GS Balances Growth, Returns & Constraints
Goldman Sachsused the quarter to show that it can still return capital aggressively while expanding the balance sheet for clients. The board raised the quarterly dividend to $5 a share, and the firm repurchased shares worth $4 billion during the quarter.
At the same time, CET1 under the standardized approach improved to 12.9% from 12.5%, even as the supplementary leverage ratio fell to 4.3% from 4.7%. Analysts pressed on whether leverage could constrain financing growth, and Coleman said that management continues to juggle multiple binding constraints dynamically rather than optimize around any single ratio.
Expenses also drew attention. Operating expenses rose 26% year over year to $11.67 billion, but the first-half efficiency ratio improved to 58.8%. Coleman said that the firm is gaining operating leverage and productivity benefits from automation and AI, though he stopped short of calling it a structural reset in the expense base.

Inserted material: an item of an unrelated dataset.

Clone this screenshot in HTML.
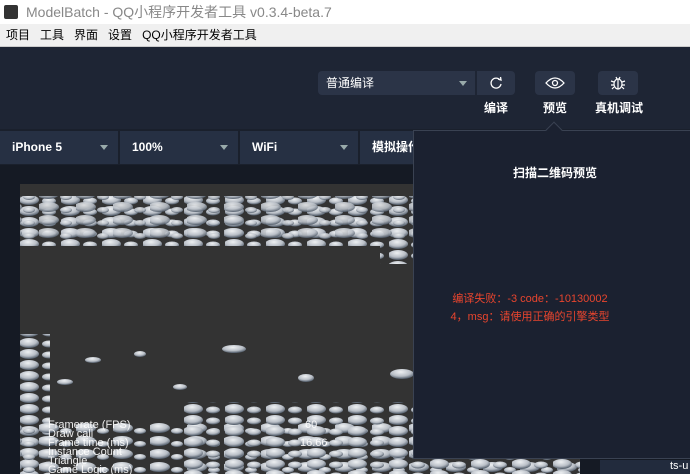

Goldman Sachs Keeps the Focus on Durability
The closing tone from management was confident but not carefree. Solomon repeatedly said that the AI build-out remains in its early stages and should support elevated activity over a multi-year period, while also acknowledging that the path will not be linear.
That left investors with a clear message from the call: Goldman Sachs sees the quarter not as a peak event, but as evidence that its advisory, financing, markets and wealth businesses are feeding one another more effectively in a favorable operating environment.
Zacks Signals Mixed Style Setup
GS currently carries a Zacks Rank #2 (Buy), along with a Value Score of C, a Growth Score of D, a Momentum Score of A and a VGM Score of D. In Zacks’ framework, A and B style scores signal stronger characteristics, and the most favorable combinations generally pair a Zacks Rank #1 (Strong Buy) or #2 with an A or B style score. You can see the complete list of today’s Zacks #1 Rank stocks here.
That leaves GS with a supportive rank and strong momentum profile, but less favorable value, growth and VGM signals. As always, the Zacks Rank can change as earnings estimate revisions move after the quarter’s results and management commentary are absorbed.